Multi-parametric imaging of tumor spheroids with ultra-bright and tunable nanoparticle O₂ probes

Multi-modal probes allow for flexible choice of imaging equipment when performing quenched-phosphorescence O2 measurements: one- or two-photon, PLIM or intensity-based ratiometric read-outs. Spectral and temporal (e.g. FLIMPLIM) discrimination can be used to image O₂ together with pH, Ca²⁺, mitochondrial membrane potential, cell death markers or cell/organelle specific markers. However, the main challenge of existing nanoparticle probes is their limited diffusion across thick (> 20-50 μm) 3D cell models such as tumor spheroids. Here, we present new class of polymeric nanoparticle probes having tunable size, charge, cell-penetrating ability, and reporter dyes. Being spectrally similar to the recently described MM2, PA2 and other O₂ probes, they are 5-10 times brighter, demonstrate improved ratiometric response and their surface chemistry can be easily modified.
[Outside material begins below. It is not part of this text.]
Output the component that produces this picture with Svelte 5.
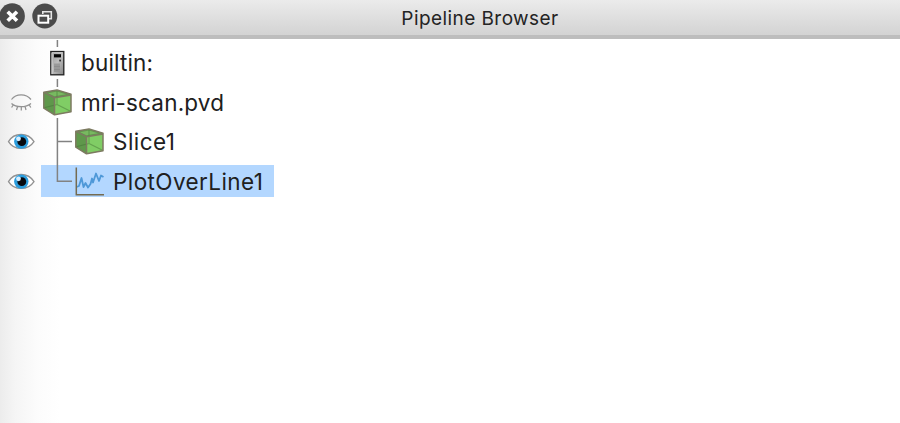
<script>
  const rows = [
    { name: 'builtin:', eye: '', icon: 'server', height: 43, child: false, text: 72,
      branch: 'M16.4 1V8M16.4 40V43' },
    { name: 'mri-scan.pvd', eye: 'closed', icon: 'cube', height: 40, child: false, text: 143,
      branch: 'M16.4 0V5M16.4 36V40' },
    { name: 'Slice1', eye: 'open', icon: 'cube', height: 39, child: true, text: 62,
      branch: 'M16.4 0V39M16.4 19.5H31' },
    { name: 'PlotOverLine1', eye: 'open', icon: 'plot', height: 40, child: true, text: 150, selected: true,
      branch: 'M16.4 0V20.2H31' }
  ];
</script>

<section class="panel">
  <header>
    <div class="buttons">
      <svg width="25" height="26" viewBox="0 0 25 26">
        <circle cx="12.2" cy="13" r="12.7" fill="#4b4b4b" />
        <path d="M7.7 8.7L17 17.8M17 8.7L7.7 17.8" stroke="#fff" stroke-width="3.7" />
      </svg>
      <svg width="26" height="26" viewBox="0 0 26 26">
        <circle cx="12.8" cy="13" r="12.5" fill="#4b4b4b" />
        <path d="M10.8 11V8.8H19.3V15.8H17" fill="none" stroke="#e5e5e5" stroke-width="1.6" />
        <rect x="6.5" y="12.7" width="9.7" height="7" fill="#4b4b4b" stroke="#fff" stroke-width="2" />
      </svg>
    </div>
    <h1>Pipeline Browser</h1>
  </header>
  <div class="tree">
    {#each rows as row}
      <div class="row" style:height="{row.height}px">
        <div class="eye">
          {#if row.eye === 'open'}
            <svg width="28" height="20" viewBox="0 0 28 20">
              <path d="M1.5 9.6C7 .1 21 .1 27 9.6C21 18.7 7 18.7 1.5 9.6Z" fill="#fff" stroke="#929292" stroke-width="1.3" />
              <circle cx="14.3" cy="9.6" r="7.2" fill="#2b9ddd" />
              <circle cx="14.8" cy="9.7" r="4.4" fill="#080b10" />
              <circle cx="11.5" cy="6.8" r="2.4" fill="#d5edff" />
            </svg>
          {:else if row.eye === 'closed'}
            <svg width="24" height="20" viewBox="0 0 24 20">
              <path d="M2.5 6.5C7 .4 17 .4 22 6.5M2.5 10.5C7 14.8 17 14.8 22 10.5M4.5 11.5L2.6 14.5M8.7 13.2L7.5 17M12.3 13.6V17.5M16 13.2L17 17M20 11.5L21.8 14.5" fill="none" stroke="#929292" stroke-width="1.25" />
            </svg>
          {/if}
        </div>
        <div class="item" class:child={row.child} class:selected={row.selected}>
          <svg class="branch" width="33" height={row.height} viewBox="0 0 33 {row.height}">
            <path d={row.branch} fill="none" stroke="#828282" stroke-width="1.5" />
          </svg>
          {#if row.icon === 'server'}
            <svg class="icon" width="32" height="28" viewBox="0 0 32 28">
              <defs>
                <linearGradient id="metal" x2="1" y2="1">
                  <stop stop-color="#999" /><stop offset=".5" stop-color="#bdbdbd" /><stop offset="1" stop-color="#858585" />
                </linearGradient>
              </defs>
              <rect x="9.8" y="2.5" width="13" height="23.3" fill="url(#metal)" stroke="#222" stroke-width="1.3" />
              <path d="M11 25V3.8H21.5" fill="none" stroke="#ddd" stroke-width=".8" />
              <rect x="13" y="5.2" width="7" height="3.2" fill="#050505" />
              <rect x="18.2" y="10.6" width="1.8" height="1.8" fill="#333" />
              <rect x="13" y="14.5" width="6" height="8.5" fill="#999" />
              <path d="M13 17.5H19M13 20.5H19" stroke="#888" stroke-width=".7" />
            </svg>
          {:else if row.icon === 'cube'}
            <svg class="icon" width="32" height="28" viewBox="0 0 32 28">
              <path d="M2.8 3.2L16 .9L30 5.2V22.7L13.5 25.8L2.8 19.2Z" fill="#62a348" />
              <path d="M2.8 3.2L13.5 8.8V25.8L2.8 19.2Z" fill="#5f984b" />
              <path d="M2.8 3.2L16 .9L30 5.2L13.5 8.8Z" fill="#62964e" />
              <path d="M7 4.2L16 2.4L25 5.2L13.5 7.3Z" fill="#78b960" />
              <path d="M13.5 8.8L30 6V22.7L13.5 25.8Z" fill="#80cd65" />
              <path d="M16 2V15.5L3 18.7M16 15.5L29.5 22.3" fill="none" stroke="#416f34" stroke-width="1.1" opacity=".45" />
              <path d="M2.8 3.2L16 .9L30 5.2V22.7L13.5 25.8L2.8 19.2ZM2.8 3.2L13.5 8.8V25.8M13.5 8.8L30 6" fill="none" stroke="#7d7a61" stroke-width="1.5" stroke-linejoin="round" />
            </svg>
          {:else}
            <svg class="icon" width="32" height="28" viewBox="0 0 32 28">
              <path d="M3.5 19L6 18L8.5 10L10.5 19L12.5 15L15 19.5L17.5 16L19 10.5L20 14.5L23 5.5L26 13L28 7.5L30.5 9" fill="none" stroke="#4e98d8" stroke-width="1.8" stroke-linejoin="round" />
              <path d="M3.3 -.5V26.7H31" fill="none" stroke="#756b50" stroke-width="1.5" />
            </svg>
          {/if}
          <svg class="label" width={row.text + 2} height="32">
            <text x="0" y="24" textLength={row.text}>{row.name}</text>
          </svg>
        </div>
      </div>
    {/each}
  </div>
</section>

<style>
  :global(body) { margin: 0; background: #fff; }
  .panel {
    width: 900px;
    height: 423px;
    display: flex;
    flex-direction: column;
    overflow: hidden;
    font-family: Inter, sans-serif;
    color: #242424;
  }
  header {
    box-sizing: border-box;
    height: 39px;
    flex: none;
    display: grid;
    grid-template-columns: 60px 1fr;
    background: linear-gradient(#ebebeb, #d3d3d3 35px);
    border-bottom: 4px solid #bdbdbd;
  }
  .buttons { display: flex; gap: 7px; padding-top: 3px; }
  h1 {
    margin: 0;
    font-size: 19px;
    font-weight: 400;
    line-height: 37px;
    letter-spacing: .43px;
    text-align: center;
  }
  .tree {
    flex: 1;
    background: linear-gradient(90deg, #ececec, #f5f5f5 15px, #fcfcfc 38px, #fff 60px);
  }
  .row { display: flex; align-items: flex-end; }
  .eye { width: 41px; height: 39px; display: flex; align-items: center; justify-content: center; flex: none; }
  .item { display: flex; align-items: center; height: 39px; }
  .branch { width: 33px; margin-right: -33px; align-self: flex-end; flex: none; overflow: visible; }
  .icon { flex: none; overflow: visible; }
  .child .icon { margin-left: 32px; }
  .label { margin-left: 8px; overflow: visible; }
  text { font: 22.5px Inter, sans-serif; fill: #202020; }
  .selected {
    width: 233px;
    background: linear-gradient(#b3d7ff, #b3d7ff) 0 3px / 100% 32px no-repeat;
  }
</style>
With cultures of 2D and 3D cell models (fibroblasts, PC12 aggregates, HCT116 human colon cancer spheroids) we found cell-specific staining by these probes. However, the efficient staining of model of interest can be tuned by changing number of positive and negative surface groups at nanoparticle, to allow most efficient loading. We also demonstrate how real-time monitoring of oxygenation can be used to select optimal spheroid production with low variability in size and high cell viability.